Putting it all together*
When Monitor.Enter
is called, the CLR registers the acquisition either by storing the current thread Id (among other things) in the object header (as discussed) or promoting it to the Sycnc Block Table. If there is a Thin Lock the CLR will briefly use a spin to wait for the lock to be uncontended either by checking the header or the Sync Block Table.
If the spin lock cannot gain the lock after a certain amount of spins, it may eventually need to register an auto reset event with the operating system and store the handle in the Sync Block Table. At this point a waiting thread will just wait on that handle.
then the CLR will add the new thread to a first in first served queue and so on?
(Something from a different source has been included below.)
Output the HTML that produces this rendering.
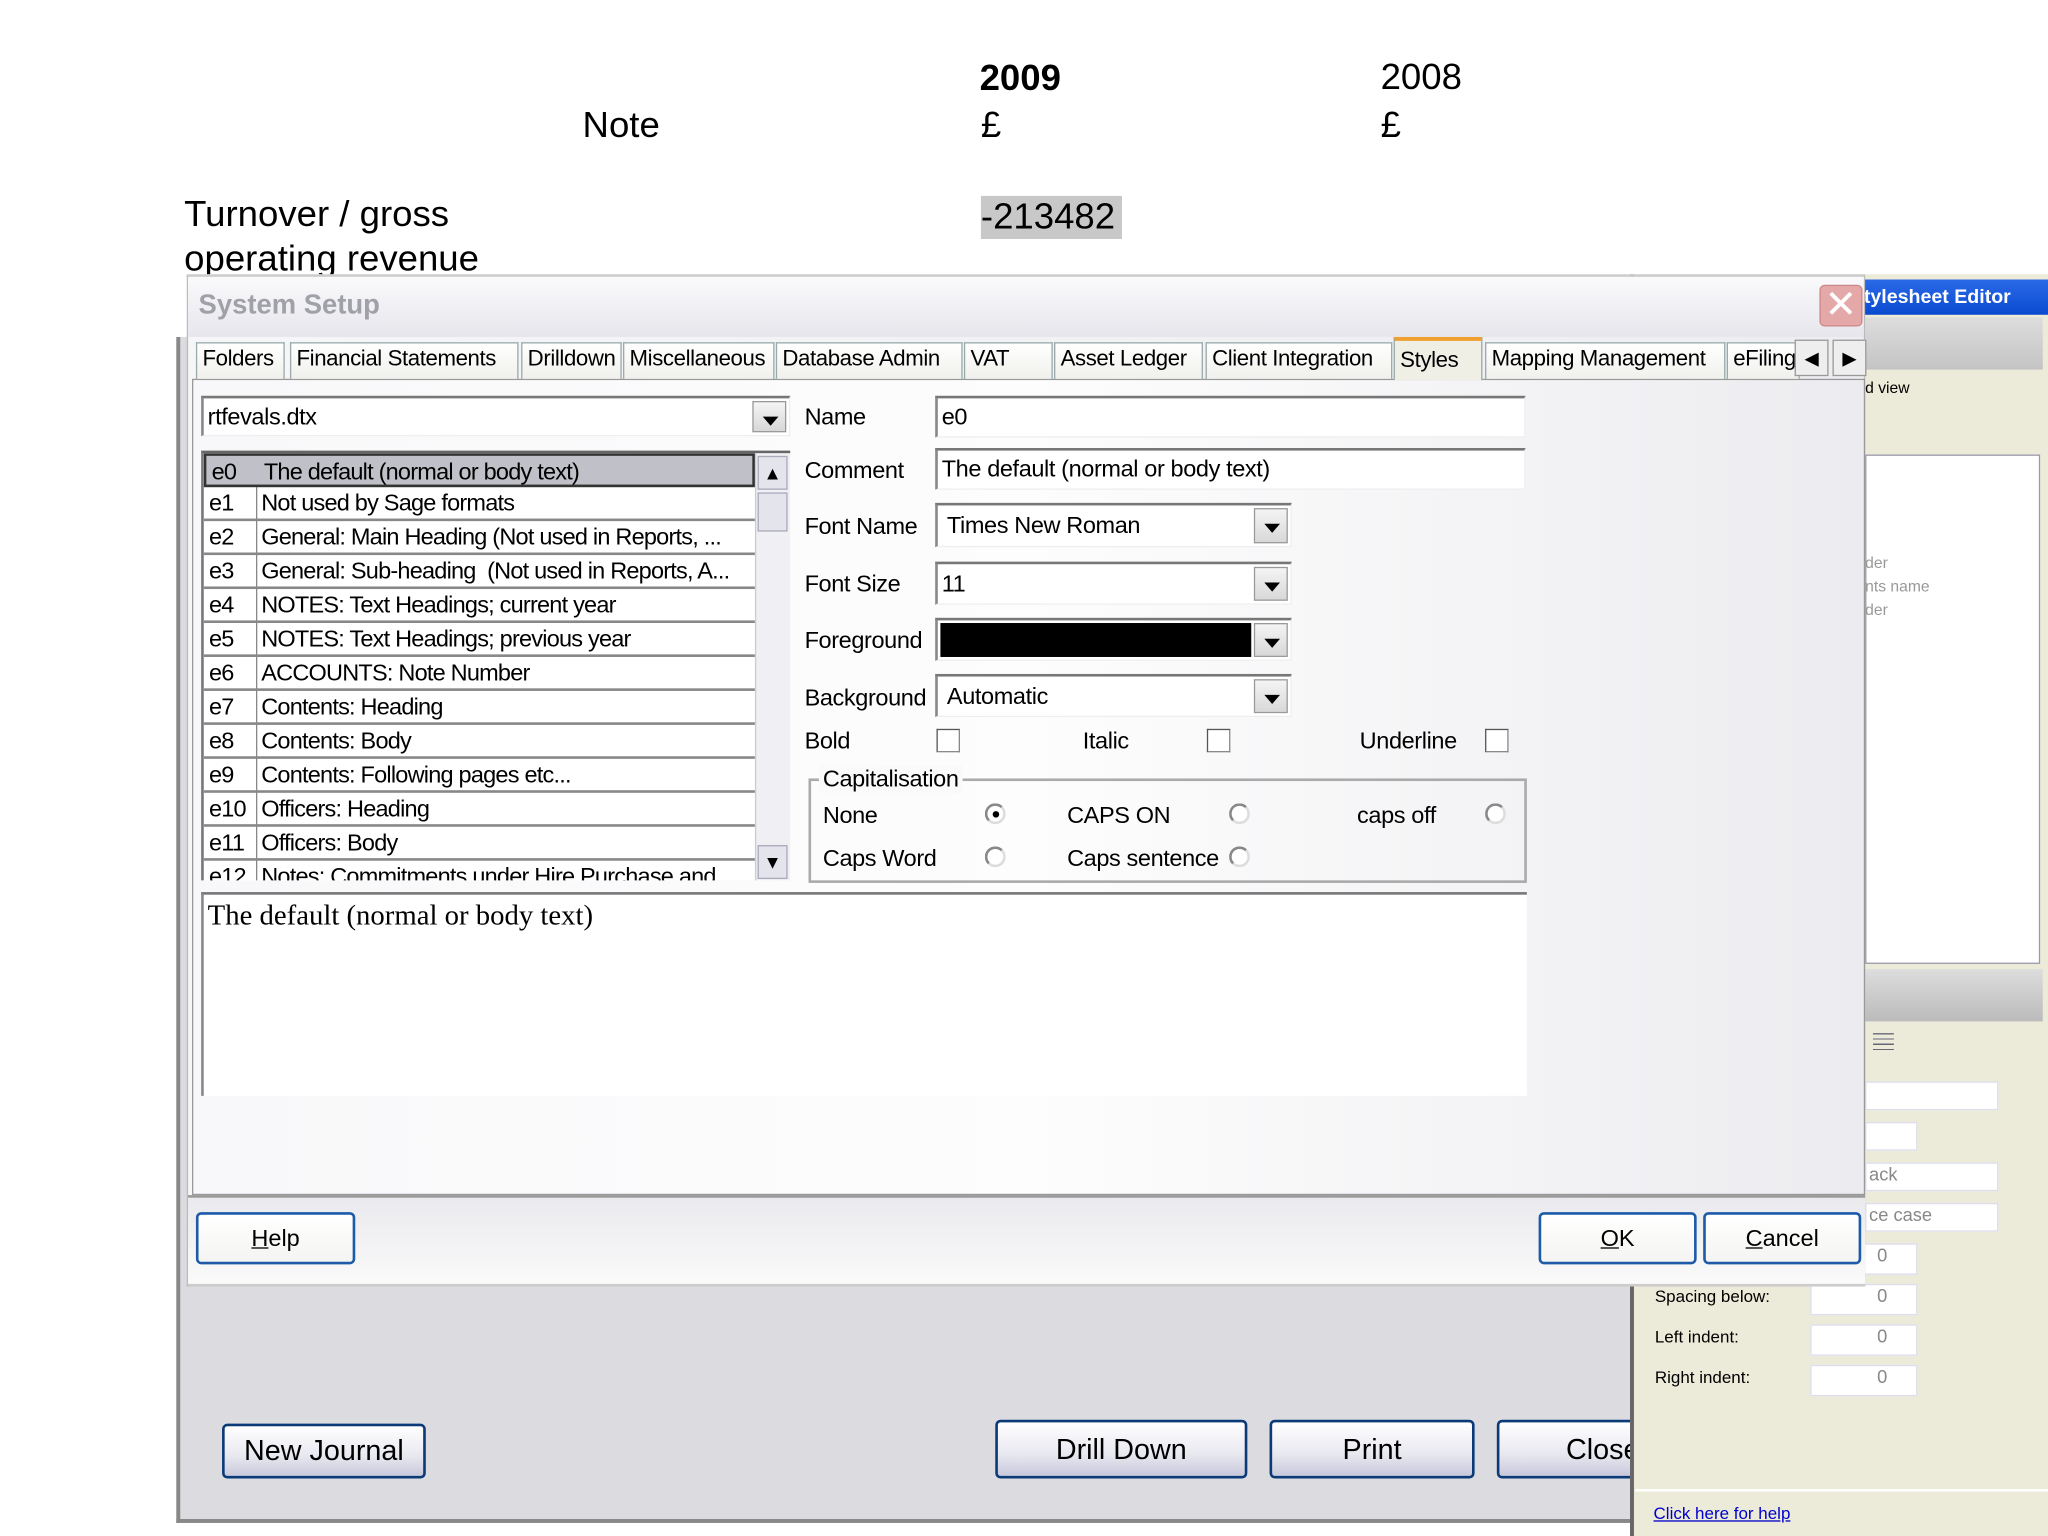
<!DOCTYPE html>
<html><head><meta charset="utf-8"><style>
*{margin:0;padding:0;box-sizing:border-box}
html,body{width:2048px;height:1536px;overflow:hidden;background:#fff}
#w{position:absolute;left:0;top:0;width:1568px;height:1176px;transform:scale(1.30612);transform-origin:0 0;font-family:"Liberation Sans",sans-serif;color:#000}
.a{position:absolute;white-space:nowrap}
.t{font-size:18px;letter-spacing:-0.3px}
.btn{position:absolute;border:2px solid #1d5aa8;border-radius:4px;background:linear-gradient(#fff,#f4f4f2);text-align:center;font-size:18px}
.bb{position:absolute;border:2px solid #0a3a78;border-radius:4px;background:linear-gradient(#fff,#e8e8f0 60%,#c8c8dc);text-align:center;font-size:22px}
.inp{position:absolute;background:#fff;border-top:2px solid #777;border-left:2px solid #888;border-right:1px solid #eee;border-bottom:1px solid #eee;font-size:18px;padding-left:3px;white-space:nowrap;letter-spacing:-0.3px}
.dd{position:absolute;right:2px;top:2px;bottom:2px;width:26px;background:linear-gradient(#f4f4f4,#d8d8d8);border:1px solid #999}
.dd:after{content:"";position:absolute;left:7px;top:11px;border-left:6px solid transparent;border-right:6px solid transparent;border-top:7px solid #000}
.cb{position:absolute;width:18px;height:18px;border:1px solid #888;border-top-color:#555;border-left-color:#555;background:#fff}
.rd{position:absolute;width:16px;height:16px;border-radius:50%;border:2px solid #888;border-right-color:#ddd;border-bottom-color:#ddd;background:#fff}
.row{position:absolute;left:0;width:422px;height:26px;border-bottom:2px solid #888;font-size:18px;line-height:24px;letter-spacing:-0.6px;white-space:nowrap}
.row span{position:absolute;left:4px}
.row b{font-weight:normal;position:absolute;left:44px}
.tab{position:absolute;top:262px;height:28px;border:1px solid #9aa;border-bottom:none;background:linear-gradient(#fff,#f0f0ec);font-size:17px;padding-left:4px;line-height:24px;white-space:nowrap;overflow:hidden;letter-spacing:-0.3px}
.sp{position:absolute;background:#fff;border:1px solid #dde;font-size:14px;color:#888;text-align:right;padding-right:22px}
</style></head><body><div id="w">
<div class="a" style="left:750px;top:44px;font-size:28px;font-weight:bold">2009</div>
<div class="a" style="left:1057px;top:43px;font-size:28px">2008</div>
<div class="a" style="left:446px;top:80px;font-size:28px">Note</div>
<div class="a" style="left:751px;top:80px;font-size:28px">£</div>
<div class="a" style="left:1057px;top:80px;font-size:28px">£</div>
<div class="a" style="left:141px;top:148px;font-size:28px">Turnover / gross</div>
<div class="a" style="left:141px;top:182px;font-size:28px;height:28px;overflow:hidden">operating revenue</div>
<div class="a" style="left:751px;top:150px;width:108px;height:33px;background:#c8c8c8;font-size:28px;line-height:32px">-213482</div>

<div class="a" style="left:135px;top:258px;width:1120px;height:908px;background:#dcdce0;border:3px solid #888;border-top:none"></div>
<div class="bb" style="left:170px;top:1090px;width:156px;height:42px;line-height:38px">New Journal</div>
<div class="bb" style="left:762px;top:1087px;width:193px;height:45px;line-height:41px">Drill Down</div>
<div class="bb" style="left:972px;top:1087px;width:157px;height:45px;line-height:41px">Print</div>
<div class="bb" style="left:1146px;top:1087px;width:120px;height:45px;line-height:41px;text-align:left;padding-left:51px">Close</div>

<div class="a" style="left:1248px;top:210px;width:320px;height:966px;background:#ecead8;border-left:3px solid #666"></div>
<div class="a" style="left:1425px;top:214px;width:143px;height:27px;background:linear-gradient(#2a6ae8,#0a4ad0);color:#fff;font-weight:bold;font-size:15px;line-height:27px;padding-left:2px">tylesheet Editor</div>
<div class="a" style="left:1428px;top:243px;width:136px;height:40px;background:linear-gradient(#ddd,#c4c4c4)"></div>
<div class="a" style="left:1428px;top:290px;font-size:12px">d view</div>
<div class="a" style="left:1428px;top:348px;width:134px;height:390px;background:#fff;border:1px solid #99a"></div>
<div class="a" style="left:1428px;top:424px;font-size:12px;color:#999">der</div>
<div class="a" style="left:1428px;top:442px;font-size:12px;color:#999">nts name</div>
<div class="a" style="left:1428px;top:460px;font-size:12px;color:#999">der</div>
<div class="a" style="left:1428px;top:742px;width:136px;height:40px;background:linear-gradient(#ddd,#bbb)"></div>
<div class="a" style="left:1434px;top:791px;width:16px;height:14px;background:repeating-linear-gradient(#667 0 1px,transparent 1px 4px)"></div>
<div class="sp" style="left:1428px;top:828px;width:102px;height:22px"></div>
<div class="sp" style="left:1428px;top:859px;width:40px;height:22px"></div>
<div class="sp" style="left:1428px;top:890px;width:102px;height:22px;text-align:left;padding-left:2px">ack</div>
<div class="sp" style="left:1428px;top:921px;width:102px;height:22px;text-align:left;padding-left:2px">ce case</div>
<div class="a" style="left:1267px;top:985px;font-size:13px">Spacing below:</div>
<div class="a" style="left:1267px;top:1016px;font-size:13px">Left indent:</div>
<div class="a" style="left:1267px;top:1047px;font-size:13px">Right indent:</div>
<div class="sp" style="left:1386px;top:952px;width:82px;height:24px">0</div>
<div class="sp" style="left:1386px;top:983px;width:82px;height:24px">0</div>
<div class="sp" style="left:1386px;top:1014px;width:82px;height:24px">0</div>
<div class="sp" style="left:1386px;top:1045px;width:82px;height:24px">0</div>
<div class="a" style="left:1252px;top:1140px;width:316px;height:2px;background:#fff"></div>
<div class="a" style="left:1266px;top:1151px;font-size:13px;color:#00c;text-decoration:underline">Click here for help</div>

<div class="a" style="left:143px;top:210px;width:1285px;height:775px;background:linear-gradient(90deg,#f6f6f8,#eeeef2);border:1px solid #bbb;border-top:2px solid #ccc"></div>
<div class="a" style="left:144px;top:212px;width:1283px;height:46px;background:linear-gradient(#fafafc,#e6e6ec)"></div>
<div class="a" style="left:152px;top:222px;font-size:21px;font-weight:bold;color:#a0a0a8">System Setup</div>
<div class="a" style="left:1393px;top:218px;width:33px;height:32px;border-radius:4px;background:#e4a8a8;border:1px solid #c88;color:#fff;font-size:30px;line-height:30px;text-align:center">✕</div>
<div class="a" style="left:147px;top:290px;width:1281px;height:625px;background:linear-gradient(90deg,#f8f8fa,#fdfdfd 50%,#ececf0);border:1px solid #999"></div>
<div class="tab" style="left:150px;width:68px">Folders</div>
<div class="tab" style="left:222px;width:175px">Financial Statements</div>
<div class="tab" style="left:399px;width:77px">Drilldown</div>
<div class="tab" style="left:477px;width:116px">Miscellaneous</div>
<div class="tab" style="left:594px;width:143px">Database Admin</div>
<div class="tab" style="left:738px;width:68px">VAT</div>
<div class="tab" style="left:807px;width:114px">Asset Ledger</div>
<div class="tab" style="left:923px;width:143px">Client Integration</div>
<div class="tab" style="left:1067px;top:258px;height:33px;width:68px;border-top:3px solid #f0a030;background:#f0efe6;line-height:30px">Styles</div>
<div class="tab" style="left:1137px;width:184px">Mapping Management</div>
<div class="tab" style="left:1322px;width:56px">eFiling</div>
<div class="a" style="left:1374px;top:260px;width:26px;height:28px;background:#eee;border:1px solid #999;font-size:14px;text-align:center;line-height:26px">◀</div>
<div class="a" style="left:1403px;top:260px;width:26px;height:28px;background:#eee;border:1px solid #999;font-size:14px;text-align:center;line-height:26px">▶</div>

<div class="inp" style="left:154px;top:303px;width:451px;height:31px;line-height:28px">rtfevals.dtx<div class="dd"></div></div>
<div class="a" style="left:154px;top:345px;width:451px;height:329px;background:#fff;border-top:2px solid #666;border-left:2px solid #777;overflow:hidden">
<div class="a" style="left:40px;top:0;width:1px;height:330px;background:#888"></div>
<div class="row" style="top:0;background:#c0c0c8;border:2px solid #333"><span>e0</span><b>The default (normal or body text)</b></div>
<div class="row" style="top:26px"><span>e1</span><b>Not used by Sage formats</b></div>
<div class="row" style="top:52px"><span>e2</span><b>General: Main Heading (Not used in Reports, ...</b></div>
<div class="row" style="top:78px"><span>e3</span><b>General: Sub-heading &nbsp;(Not used in Reports, A...</b></div>
<div class="row" style="top:104px"><span>e4</span><b>NOTES: Text Headings; current year</b></div>
<div class="row" style="top:130px"><span>e5</span><b>NOTES: Text Headings; previous year</b></div>
<div class="row" style="top:156px"><span>e6</span><b>ACCOUNTS: Note Number</b></div>
<div class="row" style="top:182px"><span>e7</span><b>Contents: Heading</b></div>
<div class="row" style="top:208px"><span>e8</span><b>Contents: Body</b></div>
<div class="row" style="top:234px"><span>e9</span><b>Contents: Following pages etc...</b></div>
<div class="row" style="top:260px"><span>e10</span><b>Officers: Heading</b></div>
<div class="row" style="top:286px"><span>e11</span><b>Officers: Body</b></div>
<div class="row" style="top:312px"><span>e12</span><b>Notes: Commitments under Hire Purchase and</b></div>
<div class="a" style="left:422px;top:0;width:27px;height:330px;background:#f0f0f4;border-left:1px solid #ccc"></div>
<div class="a" style="left:424px;top:2px;width:23px;height:26px;background:#e4e4ec;border:1px solid #aab;text-align:center;font-size:14px;line-height:24px">▲</div>
<div class="a" style="left:424px;top:30px;width:23px;height:30px;background:#e4e4ec;border:1px solid #aab"></div>
<div class="a" style="left:424px;top:300px;width:23px;height:26px;background:#e4e4ec;border:1px solid #aab;text-align:center;font-size:14px;line-height:24px">▼</div>
</div>
<div class="a t" style="left:616px;top:309px">Name</div>
<div class="a t" style="left:616px;top:350px">Comment</div>
<div class="a t" style="left:616px;top:393px">Font Name</div>
<div class="a t" style="left:616px;top:437px">Font Size</div>
<div class="a t" style="left:616px;top:480px">Foreground</div>
<div class="a t" style="left:616px;top:524px">Background</div>
<div class="a t" style="left:616px;top:557px">Bold</div>
<div class="inp" style="left:716px;top:303px;width:452px;height:32px;line-height:29px">e0</div>
<div class="inp" style="left:716px;top:343px;width:452px;height:32px;line-height:29px">The default (normal or body text)</div>
<div class="inp" style="left:716px;top:385px;width:273px;height:34px;line-height:31px;padding-left:7px">Times New Roman<div class="dd"></div></div>
<div class="inp" style="left:716px;top:430px;width:273px;height:33px;line-height:30px">11<div class="dd"></div></div>
<div class="inp" style="left:716px;top:473px;width:273px;height:33px"><div class="a" style="left:2px;top:2px;width:238px;height:26px;background:#000"></div><div class="dd"></div></div>
<div class="inp" style="left:716px;top:516px;width:273px;height:33px;line-height:30px;padding-left:7px">Automatic<div class="dd"></div></div>
<div class="cb" style="left:717px;top:558px"></div>
<div class="a t" style="left:829px;top:557px">Italic</div>
<div class="cb" style="left:924px;top:558px"></div>
<div class="a t" style="left:1041px;top:557px">Underline</div>
<div class="cb" style="left:1137px;top:558px"></div>
<div class="a" style="left:619px;top:596px;width:550px;height:80px;border:2px solid #aaa"></div>
<div class="a t" style="left:627px;top:586px;background:#fafafa;padding:0 3px">Capitalisation</div>
<div class="a t" style="left:630px;top:614px">None</div>
<div class="a t" style="left:817px;top:614px">CAPS ON</div>
<div class="a t" style="left:1039px;top:614px">caps off</div>
<div class="a t" style="left:630px;top:647px">Caps Word</div>
<div class="a t" style="left:817px;top:647px">Caps sentence</div>
<div class="rd" style="left:754px;top:615px"><div class="a" style="left:4px;top:4px;width:5px;height:5px;border-radius:50%;background:#000"></div></div>
<div class="rd" style="left:941px;top:615px"></div>
<div class="rd" style="left:1137px;top:615px"></div>
<div class="rd" style="left:754px;top:648px"></div>
<div class="rd" style="left:941px;top:648px"></div>
<div class="a" style="left:154px;top:683px;width:1015px;height:156px;background:#fff;border-top:2px solid #777;border-left:2px solid #888"></div>
<div class="a" style="left:159px;top:688px;font-family:'Liberation Serif',serif;font-size:22px">The default (normal or body text)</div>
<div class="a" style="left:144px;top:915px;width:1284px;height:70px;background:linear-gradient(#eaeaee,#fafafa);border-top:2px solid #999;border-bottom:2px solid #ccc"></div>
<div class="btn" style="left:150px;top:928px;width:122px;height:40px;line-height:36px"><u>H</u>elp</div>
<div class="btn" style="left:1178px;top:928px;width:121px;height:40px;line-height:36px"><u>O</u>K</div>
<div class="btn" style="left:1304px;top:928px;width:121px;height:40px;line-height:36px"><u>C</u>ancel</div>
</div></body></html>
No, there is no queue as such, and subsequently this all can lead to unfair behaviour. Threads have the ability to steal the lock between the signal and the wakeup, however the CLR does help this in an orderly fashion and tries prevent a [lock convoy][3].
So, there is obviously a lot more that has been glossed over here with the types of locks (critical regions and condition variables), the CLR memory model, how the callbacks work and so forth. But it should give you a starting point to answer your initial question
Disclaimer : A lot of this information is actually subject to change as they are CLR implementation detail.